Correcting and Quantifying Systematic Errors in 3D Box Annotations for Autonomous Driving
Abstract
Accurate annotations are critical to providing ground truth to supervised learning and to evaluating the performance of autonomous vehicle systems. These vehicles are typically equipped with active sensors, such as LiDAR, which scan the environment in predefined patterns. 3D box annotation based on data from such sensors is challenging in dynamic scenarios, where objects are observed at different timestamps, hence different positions. Without proper handling of this phenomenon, systematic errors are prone to being introduced in the annotations.Our work is the first one to describe why such annotation errors occur and illustrates them using examples from widely used, publicly available datasets. Through our novel estimation method, we correct the annotations so that they follow physically feasible trajectories and achieve spatial and temporal consistency with the sensor data.
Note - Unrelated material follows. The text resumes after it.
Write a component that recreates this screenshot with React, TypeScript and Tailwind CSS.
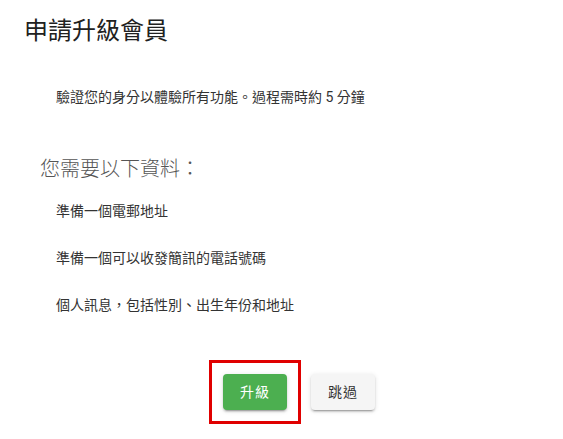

For the first time, we define metrics for this problem; and we evaluate our method on the Argoverse 2 and MAN TruckScenes datasets, as well as in our proprietary dataset. Our approach demonstrates robust performance in increasing the quality of ground truth by more than 17% in these datasets. Finally, we quantify the annotation errors in them and find that the original annotations are misplaced by up to 2.5 m, with highly dynamic objects being the most affected. Our code is provided in the supplementary and will be published upon acceptance.